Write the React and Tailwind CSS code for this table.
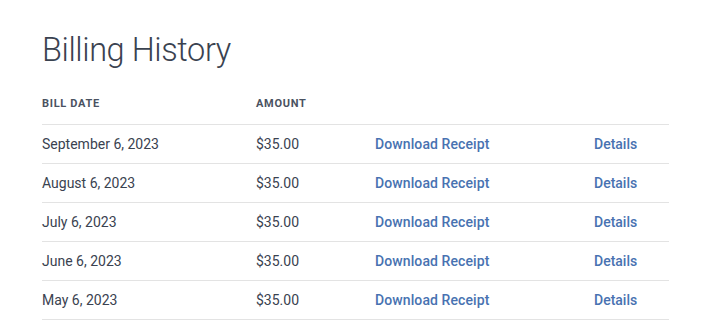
export default function App() {
  const rows = [
    "September 6, 2023",
    "August 6, 2023",
    "July 6, 2023",
    "June 6, 2023",
    "May 6, 2023",
  ];
  return (
    <div className="bg-white w-[712px] h-[323px] overflow-hidden pl-[42px] pr-[43px] pt-[30px]" style={{ fontFamily: "Roboto, 'Liberation Sans', sans-serif" }}>
      <h1 className="text-[32.5px] font-light text-[#3a4250] leading-[40px] tracking-[-0.4px]">Billing History</h1>
      <div className="mt-[26px] flex h-[28px] items-start text-[11px] font-bold tracking-[0.7px] text-[#4a5261]">
        <div className="w-[214px]">BILL DATE</div>
        <div className="w-[119px]">AMOUNT</div>
      </div>
      {rows.map((d) => (
        <div key={d} className="flex h-[39px] items-center border-t border-[#e3e3e3] text-[14px] text-[#3a4250]">
          <div className="w-[214px]">{d}</div>
          <div className="w-[119px]">$35.00</div>
          <div className="w-[219px] text-[#4872b1] font-medium tracking-[0.1px]">Download Receipt</div>
          <div className="text-[#4872b1] font-medium">Details</div>
        </div>
      ))}
      <div className="border-t border-[#e3e3e3]" />
    </div>
  );
}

_____

• [AIM]:
Repeat the data in full and exactly. Omit pictures.

• [EXERCISE RESULT]:
Write the React and Tailwind CSS code for this table.
export default function App() {
  const rows = [
    "September 6, 2023",
    "August 6, 2023",
    "July 6, 2023",
    "June 6, 2023",
    "May 6, 2023",
  ];
  return (
    <div className="bg-white w-[712px] h-[323px] overflow-hidden pl-[42px] pr-[43px] pt-[30px]" style={{ fontFamily: "Roboto, 'Liberation Sans', sans-serif" }}>
      <h1 className="text-[32.5px] font-light text-[#3a4250] leading-[40px] tracking-[-0.4px]">Billing History</h1>
      <div className="mt-[26px] flex h-[28px] items-start text-[11px] font-bold tracking-[0.7px] text-[#4a5261]">
        <div className="w-[214px]">BILL DATE</div>
        <div className="w-[119px]">AMOUNT</div>
      </div>
      {rows.map((d) => (
        <div key={d} className="flex h-[39px] items-center border-t border-[#e3e3e3] text-[14px] text-[#3a4250]">
          <div className="w-[214px]">{d}</div>
          <div className="w-[119px]">$35.00</div>
          <div className="w-[219px] text-[#4872b1] font-medium tracking-[0.1px]">Download Receipt</div>
          <div className="text-[#4872b1] font-medium">Details</div>
        </div>
      ))}
      <div className="border-t border-[#e3e3e3]" />
    </div>
  );
}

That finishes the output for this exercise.